● **Information given**
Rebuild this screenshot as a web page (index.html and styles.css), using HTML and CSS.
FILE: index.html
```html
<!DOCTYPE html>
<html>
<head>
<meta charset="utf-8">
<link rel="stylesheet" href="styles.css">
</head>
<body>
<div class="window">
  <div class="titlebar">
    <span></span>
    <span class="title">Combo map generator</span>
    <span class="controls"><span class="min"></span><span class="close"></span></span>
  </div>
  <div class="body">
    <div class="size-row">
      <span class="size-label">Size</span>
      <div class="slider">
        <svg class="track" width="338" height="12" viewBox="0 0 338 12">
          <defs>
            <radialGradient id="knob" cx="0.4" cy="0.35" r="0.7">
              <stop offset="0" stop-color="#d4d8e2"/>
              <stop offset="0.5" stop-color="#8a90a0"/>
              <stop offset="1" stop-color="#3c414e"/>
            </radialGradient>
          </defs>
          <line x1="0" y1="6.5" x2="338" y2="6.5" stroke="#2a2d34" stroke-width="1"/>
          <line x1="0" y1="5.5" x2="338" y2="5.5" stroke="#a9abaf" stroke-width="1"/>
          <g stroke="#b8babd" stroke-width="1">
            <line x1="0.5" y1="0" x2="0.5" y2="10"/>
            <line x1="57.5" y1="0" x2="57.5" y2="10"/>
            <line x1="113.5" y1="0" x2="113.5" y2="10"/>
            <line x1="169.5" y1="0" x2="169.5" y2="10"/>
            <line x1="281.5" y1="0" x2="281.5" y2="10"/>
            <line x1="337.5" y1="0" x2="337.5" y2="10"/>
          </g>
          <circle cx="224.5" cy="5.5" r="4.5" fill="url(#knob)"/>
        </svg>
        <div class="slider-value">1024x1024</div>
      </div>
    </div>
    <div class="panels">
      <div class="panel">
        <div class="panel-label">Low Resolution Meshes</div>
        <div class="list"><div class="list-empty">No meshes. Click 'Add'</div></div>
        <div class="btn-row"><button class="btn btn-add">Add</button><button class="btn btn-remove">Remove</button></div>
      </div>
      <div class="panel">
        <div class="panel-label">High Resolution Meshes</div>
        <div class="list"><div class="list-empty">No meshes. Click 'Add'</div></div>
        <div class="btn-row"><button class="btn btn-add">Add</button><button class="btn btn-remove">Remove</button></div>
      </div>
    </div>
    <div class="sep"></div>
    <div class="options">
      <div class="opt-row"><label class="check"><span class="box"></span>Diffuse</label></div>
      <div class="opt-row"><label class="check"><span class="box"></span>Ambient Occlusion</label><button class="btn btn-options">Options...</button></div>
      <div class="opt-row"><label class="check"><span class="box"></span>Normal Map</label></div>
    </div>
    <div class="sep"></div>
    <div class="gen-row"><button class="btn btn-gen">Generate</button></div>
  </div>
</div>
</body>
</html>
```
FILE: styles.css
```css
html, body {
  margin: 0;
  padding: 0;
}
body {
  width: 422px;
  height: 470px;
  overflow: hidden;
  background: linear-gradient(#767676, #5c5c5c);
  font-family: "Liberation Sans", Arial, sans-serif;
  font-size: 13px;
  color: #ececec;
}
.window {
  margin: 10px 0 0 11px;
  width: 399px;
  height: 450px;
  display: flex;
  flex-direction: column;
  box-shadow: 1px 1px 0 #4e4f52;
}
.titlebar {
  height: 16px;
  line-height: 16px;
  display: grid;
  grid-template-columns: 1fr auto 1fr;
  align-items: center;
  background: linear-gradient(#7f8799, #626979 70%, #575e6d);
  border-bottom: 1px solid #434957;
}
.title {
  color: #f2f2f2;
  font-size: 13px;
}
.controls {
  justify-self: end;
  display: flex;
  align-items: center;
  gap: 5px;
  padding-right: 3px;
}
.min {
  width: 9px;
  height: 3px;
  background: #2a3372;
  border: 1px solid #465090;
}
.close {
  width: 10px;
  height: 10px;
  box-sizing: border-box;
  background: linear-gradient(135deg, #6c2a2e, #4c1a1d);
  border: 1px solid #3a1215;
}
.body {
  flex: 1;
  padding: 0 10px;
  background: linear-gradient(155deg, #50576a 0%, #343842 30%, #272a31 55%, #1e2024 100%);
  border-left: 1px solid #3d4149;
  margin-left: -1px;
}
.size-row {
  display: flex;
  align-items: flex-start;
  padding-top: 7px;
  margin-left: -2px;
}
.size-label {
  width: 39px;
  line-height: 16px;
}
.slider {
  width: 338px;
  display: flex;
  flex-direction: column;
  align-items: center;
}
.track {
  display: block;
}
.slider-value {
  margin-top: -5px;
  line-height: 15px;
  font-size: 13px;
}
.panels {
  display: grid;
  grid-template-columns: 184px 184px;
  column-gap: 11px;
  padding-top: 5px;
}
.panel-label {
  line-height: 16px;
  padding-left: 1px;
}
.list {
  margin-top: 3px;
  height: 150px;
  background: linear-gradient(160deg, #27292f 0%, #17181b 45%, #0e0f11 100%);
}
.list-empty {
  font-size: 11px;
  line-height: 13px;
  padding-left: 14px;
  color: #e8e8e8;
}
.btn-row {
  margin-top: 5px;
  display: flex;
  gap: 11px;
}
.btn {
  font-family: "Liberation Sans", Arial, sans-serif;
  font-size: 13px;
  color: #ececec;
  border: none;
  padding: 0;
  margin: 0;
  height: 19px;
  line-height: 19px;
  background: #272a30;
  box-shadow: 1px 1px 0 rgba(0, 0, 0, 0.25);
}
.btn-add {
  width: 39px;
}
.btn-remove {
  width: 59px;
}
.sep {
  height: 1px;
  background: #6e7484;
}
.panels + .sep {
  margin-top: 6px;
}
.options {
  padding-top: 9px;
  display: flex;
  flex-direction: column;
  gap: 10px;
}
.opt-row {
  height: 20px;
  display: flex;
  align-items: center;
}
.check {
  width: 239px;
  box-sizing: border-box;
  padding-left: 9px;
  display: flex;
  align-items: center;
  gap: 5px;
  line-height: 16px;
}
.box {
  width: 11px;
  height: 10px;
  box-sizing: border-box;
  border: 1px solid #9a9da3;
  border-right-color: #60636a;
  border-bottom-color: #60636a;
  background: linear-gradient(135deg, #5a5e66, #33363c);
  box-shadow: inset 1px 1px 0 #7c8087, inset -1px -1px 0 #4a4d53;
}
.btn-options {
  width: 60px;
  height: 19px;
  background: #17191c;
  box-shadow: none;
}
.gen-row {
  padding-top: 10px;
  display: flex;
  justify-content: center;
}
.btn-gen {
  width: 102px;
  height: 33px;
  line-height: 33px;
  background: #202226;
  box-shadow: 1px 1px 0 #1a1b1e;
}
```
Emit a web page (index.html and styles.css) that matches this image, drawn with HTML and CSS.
...
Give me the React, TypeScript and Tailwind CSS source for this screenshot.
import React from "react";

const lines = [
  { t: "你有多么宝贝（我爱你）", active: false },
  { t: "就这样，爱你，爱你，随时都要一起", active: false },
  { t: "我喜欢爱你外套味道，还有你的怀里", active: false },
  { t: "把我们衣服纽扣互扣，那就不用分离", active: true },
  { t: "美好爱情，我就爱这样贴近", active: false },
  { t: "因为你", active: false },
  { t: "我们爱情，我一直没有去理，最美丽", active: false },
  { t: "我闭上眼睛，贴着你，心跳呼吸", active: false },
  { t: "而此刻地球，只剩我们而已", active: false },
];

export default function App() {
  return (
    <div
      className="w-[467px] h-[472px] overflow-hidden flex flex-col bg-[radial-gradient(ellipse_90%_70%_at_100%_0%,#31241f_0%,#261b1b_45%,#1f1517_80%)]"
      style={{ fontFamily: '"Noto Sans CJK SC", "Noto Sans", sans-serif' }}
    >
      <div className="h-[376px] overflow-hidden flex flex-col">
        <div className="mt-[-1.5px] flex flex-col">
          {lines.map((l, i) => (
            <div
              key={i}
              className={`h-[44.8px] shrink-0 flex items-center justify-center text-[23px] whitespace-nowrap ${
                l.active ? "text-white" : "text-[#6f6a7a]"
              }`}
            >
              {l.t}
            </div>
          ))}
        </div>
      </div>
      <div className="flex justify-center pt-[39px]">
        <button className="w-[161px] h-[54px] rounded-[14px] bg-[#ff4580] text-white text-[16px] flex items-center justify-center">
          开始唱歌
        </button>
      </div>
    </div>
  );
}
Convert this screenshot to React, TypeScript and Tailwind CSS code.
--
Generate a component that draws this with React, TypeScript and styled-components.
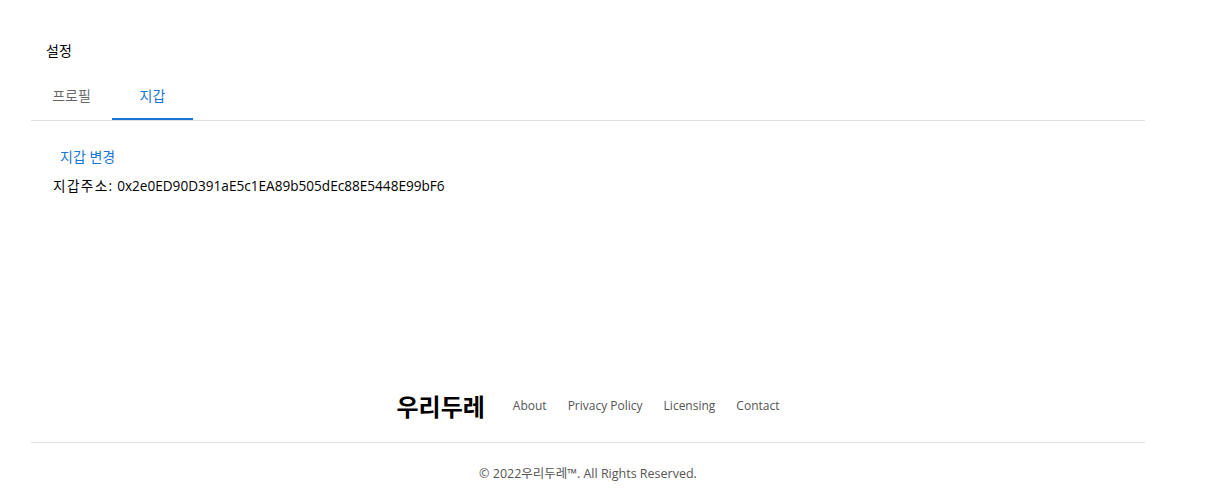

● **To do**
Your task is to gather every line with the word "React" and copy it.

● **Exercise output**
Give me the React, TypeScript and Tailwind CSS source for this screenshot.
import React from "react";
Convert this screenshot to React, TypeScript and Tailwind CSS code.
Generate a component that draws this with React, TypeScript and styled-components.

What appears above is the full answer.